Purpose: This is intended for anyone seeking to negotiate MCO contracts. Although there are many books that strive to meet these objectives, this one is an easy to understand addition to the field. It meets the author's objectives very nicely.
Audience: This book could be used by different audiences for different purposes. First, beginning providers who are not able to negotiate contracts, because they lack clout, will find it useful to understand billing and collections. More established providers who have the bruises of battles with MCOs and know what's wrong with their current contract, will find this book extremely useful in fighting the good fight. The author has worked both sides of the street and presents a balanced view of the field.

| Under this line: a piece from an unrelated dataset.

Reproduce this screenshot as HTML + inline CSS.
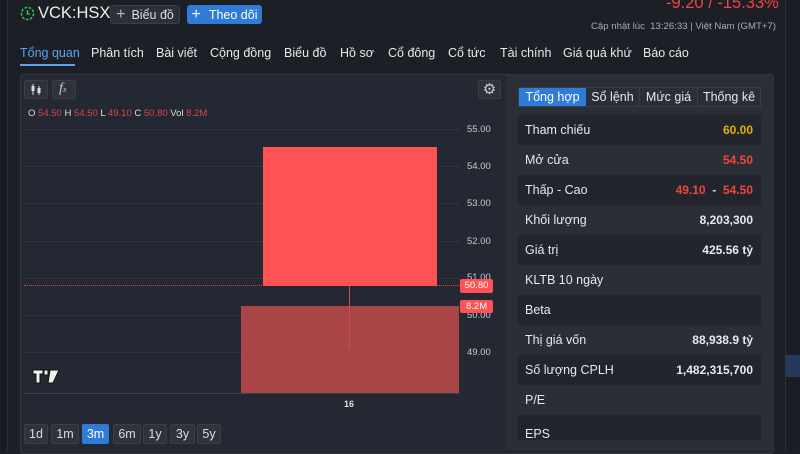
<!DOCTYPE html>
<html><head><meta charset="utf-8"><style>
*{margin:0;padding:0;box-sizing:border-box}
body{width:800px;height:450px;overflow:hidden;background:#1c1f26;font-family:"Liberation Sans","Noto Sans CJK SC",sans-serif;color:#e6e8ec;position:relative}
.abs{position:absolute}
.btn{position:absolute;border-radius:3px;font-size:12.5px;display:flex;align-items:center;justify-content:center}
.tab{position:absolute;top:46px;font-size:12.5px;color:#e8e8e8}
.tf{position:absolute;top:424px;height:20px;background:#2f333c;border:1px solid #3a3e47;border-radius:2px;font-size:12.5px;color:#ddd;display:flex;align-items:center;justify-content:center}
.row{position:absolute;left:518px;width:243px;height:30px;font-size:12.5px;display:flex;align-items:center;justify-content:space-between;padding:0 8px 0 7px}
.row.d{background:#22252d}
.row b{font-weight:bold;font-size:12px}
.pl{position:absolute;left:467px;font-size:9.5px;color:#c8cad0}
.grid{position:absolute;left:24px;width:435px;border-top:1px dotted #3a3e47}
</style></head><body>
<div class="abs" style="left:0;top:0;width:8px;height:450px;background:#181b20;border-right:1px solid #2c3038"></div>
<div class="abs" style="left:785px;top:0;width:15px;height:450px;background:#1a1d23;border-left:1px solid #2c3038"></div>
<div class="abs" style="left:786px;top:355px;width:14px;height:22px;background:#243a5c"></div>

<svg class="abs" style="left:20px;top:6px" width="15" height="15" viewBox="0 0 16 16"><circle cx="8" cy="8" r="6.5" fill="none" stroke="#2fbf4a" stroke-width="1.6" stroke-dasharray="3 1.5"/><path d="M8 4.5V8.5H10.5" fill="none" stroke="#2fbf4a" stroke-width="1.6"/></svg>
<div class="abs" style="left:38px;top:4px;font-size:16.5px;color:#eee">VCK:HSX</div>
<div class="btn" style="left:110px;top:5px;width:70px;height:19px;background:#2c3038;border:1px solid #3a3e46;color:#ddd"><span style="font-size:16px;margin-right:6px;color:#bbb">+</span>Biểu đồ</div>
<div class="btn" style="left:187px;top:5px;width:75px;height:19px;background:#2f7bd9;color:#fff"><span style="font-size:16px;margin-right:8px">+</span>Theo dõi</div>
<div class="abs" style="left:666px;top:-6px;font-size:16.5px;color:#f0463c">-9.20 / -15.33%</div>
<div class="abs" style="left:591px;top:21px;font-size:9.6px;color:#a8abb2">Cập nhật lúc&nbsp; 13:26:33 | Việt Nam (GMT+7)</div>

<div class="tab" style="left:20px;color:#5ba3f0">Tổng quan</div>
<div class="abs" style="left:20px;top:64px;width:55px;height:2px;background:#5ba3f0"></div>
<div class="tab" style="left:91px">Phân tích</div>
<div class="tab" style="left:156px">Bài viết</div>
<div class="tab" style="left:210px">Cộng đồng</div>
<div class="tab" style="left:284px">Biểu đồ</div>
<div class="tab" style="left:340px">Hồ sơ</div>
<div class="tab" style="left:388px">Cổ đông</div>
<div class="tab" style="left:448px">Cổ tức</div>
<div class="tab" style="left:500px">Tài chính</div>
<div class="tab" style="left:563px">Giá quá khứ</div>
<div class="tab" style="left:643px">Báo cáo</div>

<div class="abs" style="left:20px;top:74px;width:754px;height:380px;background:#242832;border:1px solid #31353e;border-radius:3px"></div>
<div class="abs" style="left:506px;top:75px;width:267px;height:375px;background:#2a2e37"></div>

<div class="abs" style="left:24px;top:80px;width:24px;height:19px;background:#2e323b;border:1px solid #3a3e47;border-radius:2px"></div>
<svg class="abs" style="left:29px;top:83px" width="14" height="13"><path d="M4 1v11M10 3v9" stroke="#ddd"/><rect x="2.5" y="3" width="3" height="5" fill="#ddd"/><rect x="8.5" y="5" width="3" height="5" fill="#ddd"/></svg>
<div class="abs" style="left:52px;top:80px;width:24px;height:19px;background:#2e323b;border:1px solid #3a3e47;border-radius:2px;font-family:'Liberation Serif',serif;font-style:italic;font-size:14px;color:#ccc;padding-left:6px">f<span style="font-size:8px">x</span></div>
<div class="abs" style="left:478px;top:80px;width:23px;height:19px;background:#2e323b;border:1px solid #3a3e47;border-radius:2px;color:#ccc;font-size:15px;text-align:center;line-height:18px">⚙</div>

<div class="abs" style="left:28px;top:108px;font-size:9.5px;color:#ddd">O <span style="color:#d9454a">54.50</span> H <span style="color:#d9454a">54.50</span> L <span style="color:#d9454a">49.10</span> C <span style="color:#d9454a">50.80</span> Vol <span style="color:#d9454a">8.2M</span></div>

<div class="grid" style="top:129px"></div><div class="grid" style="top:166px"></div><div class="grid" style="top:203px"></div><div class="grid" style="top:241px"></div><div class="grid" style="top:278px"></div><div class="grid" style="top:315px"></div><div class="grid" style="top:352px"></div>
<div class="pl" style="top:124px">55.00</div><div class="pl" style="top:161px">54.00</div><div class="pl" style="top:198px">53.00</div><div class="pl" style="top:236px">52.00</div><div class="pl" style="top:272px">51.00</div><div class="pl" style="top:310px">50.00</div><div class="pl" style="top:347px">49.00</div>
<div class="abs" style="left:24px;top:285px;width:438px;border-top:1px dotted #d9454a"></div>
<div class="abs" style="left:241px;top:306px;width:218px;height:87px;background:#a94447"></div>
<div class="abs" style="left:263px;top:147px;width:174px;height:139px;background:#ff5252"></div>
<div class="abs" style="left:349px;top:286px;width:1px;height:63px;background:#d14a4c"></div>
<div class="abs" style="left:460px;top:279px;width:33px;height:14px;background:#ff5252;border-radius:2px;font-size:9.5px;color:#fff;text-align:center;line-height:14px">50.80</div>
<div class="abs" style="left:460px;top:300px;width:33px;height:13px;background:#ff5252;border-radius:2px;font-size:9.5px;color:#fff;padding-left:6px;line-height:13px">8.2M</div>
<div class="abs" style="left:24px;top:393px;width:436px;height:1px;background:#3a3e46"></div>
<div class="abs" style="left:344px;top:399px;font-size:9px;font-weight:bold;color:#ddd">16</div>
<svg class="abs" style="left:32px;top:369px" width="28" height="15"><path d="M1 1h10v4h-3v9h-4v-9h-3z M12 1h4v5h-4z M18 1h9l-6 13h-5z" fill="#f0f0f0" stroke="#111" stroke-width="1"/></svg>

<div class="tf" style="left:24px;width:24px">1d</div>
<div class="tf" style="left:51px;width:28px">1m</div>
<div class="tf" style="left:82px;width:27px;background:#2f7bd9;border-color:#2f7bd9;color:#fff">3m</div>
<div class="tf" style="left:113px;width:28px">6m</div>
<div class="tf" style="left:143px;width:24px">1y</div>
<div class="tf" style="left:170px;width:25px">3y</div>
<div class="tf" style="left:197px;width:24px">5y</div>

<div class="abs" style="left:518px;top:87px;width:243px;height:20px;border:1px solid #3a3e47;border-radius:2px;background:#2a2e37;display:flex;font-size:12.5px">
<div style="width:67px;background:#2f7bd9;color:#fff;text-align:center;line-height:18px">Tổng hợp</div>
<div style="width:54px;text-align:center;line-height:18px;border-right:1px solid #3a3e47">Sổ lệnh</div>
<div style="width:58px;text-align:center;line-height:18px;border-right:1px solid #3a3e47">Mức giá</div>
<div style="flex:1;text-align:center;line-height:18px">Thống kê</div></div>

<div class="row d" style="top:115px"><span>Tham chiếu</span><b style="color:#e0b200">60.00</b></div>
<div class="row" style="top:145px"><span>Mở cửa</span><b style="color:#f0463c">54.50</b></div>
<div class="row d" style="top:175px"><span>Thấp - Cao</span><b style="color:#f0463c">49.10 <span style="color:#ddd">&nbsp;-&nbsp;</span> 54.50</b></div>
<div class="row" style="top:205px"><span>Khối lượng</span><b>8,203,300</b></div>
<div class="row d" style="top:235px"><span>Giá trị</span><b>425.56 tỷ</b></div>
<div class="row" style="top:265px"><span>KLTB 10 ngày</span></div>
<div class="row d" style="top:295px"><span>Beta</span></div>
<div class="row" style="top:325px"><span>Thị giá vốn</span><b>88,938.9 tỷ</b></div>
<div class="row d" style="top:355px"><span>Số lượng CPLH</span><b>1,482,315,700</b></div>
<div class="row" style="top:385px"><span>P/E</span></div>
<div class="row d" style="top:415px;height:25px;padding-top:12px"><span>EPS</span></div>
</body></html>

Features: The book presents a concise understanding of the basics in billing and collections. It includes sample paragraphs to appeal denials, out of network issues, limiting access, and rejecting a payer's usual and customary fees. It is concise in illustrating the problems with basic contracts and pointing out not only what providers should be mindful of, but also how to maximize the provider's relationship with the payor. Another strength of the book is that it not only explains what may be wrong with a contract, but with the use of precise language, to balance the playing field. It should be noted that not every provider has the ability to renegotiate. Sometimes the provider has to actually provide notice that they will no longer be a provider for the MCO before they get the attention of the MCO. Often the MCO will not react until 80 days of the 90-day required notice of nonrenewal is given.
Assessment: This is a useful tool for beginning providers needing a primer on billing and collections. It is also a worthwhile book for more seasoned providers to actually engage the MCO whether on behalf of a single provider or a larger group. The book differs from other books in the field by attorneys because it is written for providers with cases that they will appreciate in language they will readily understand. The book hits the mark!